A year ago, my sister gave me Tayari Jones's Silver Sparrow—very fitting because it's a novel about sisters and about Atlanta, where we grew up. Somehow, it got lost in my to-read stack until I remembered it this week and pulled it out. Now I see why she gave it to me. It's extremely well written; and although it mentions many places we were familiar with, most of it is set in an Atlanta we didn't know. If it were just local interest, I wouldn't bring it up here. Instead it is a fine book about complicated people in a complicated situation. They help and hurt each other; they love and misunderstand each other; there are no heroes or villains in the story; and it is about black people living their own lives.

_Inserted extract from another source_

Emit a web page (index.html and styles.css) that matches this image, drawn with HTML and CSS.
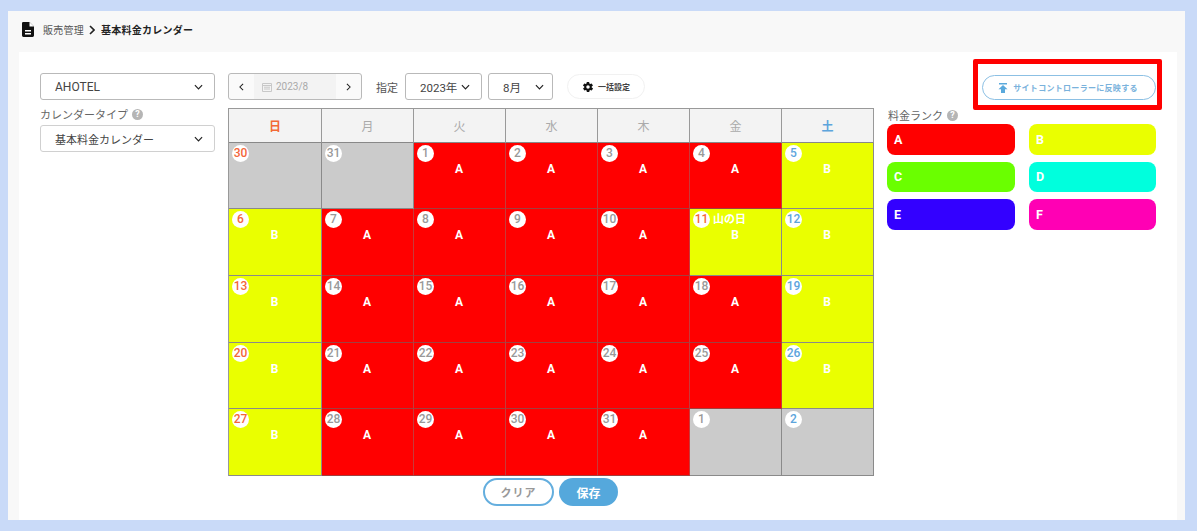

White people, we don't define these characters. It's not about us. For two reviews, click here and here.
 
Ibi Zoboi's American Street, is set in a Detroit grittier than Jones's Atlanta. It is another novel I recommend for white readers who want to listen to an African-American voice talking about living in black America. It's written for young adults, so it's a quick read; but it hits hard.
 
A third recommendation is Jacqueline Woodson's Brown Girl Dreaming. This is actually a memoir, not fiction; but its verse acts effectively to draw you into the mind of its narrator, much as fictional speakers do. It's another book published as YA, but my library book club of middle-aged to elderly white ladies read it a couple of years ago and were very taken by it. As with most of the best literature, age doesn't define the audience
 
Finally, Penguin Random House's list of 25 Books by Contemporary Black Authors is just one of many for those who want to explore further. What I'd love to hear is suggestions from any of you. Are there titles you'd like to hold up and say, "You must read this if you want to understand my life"?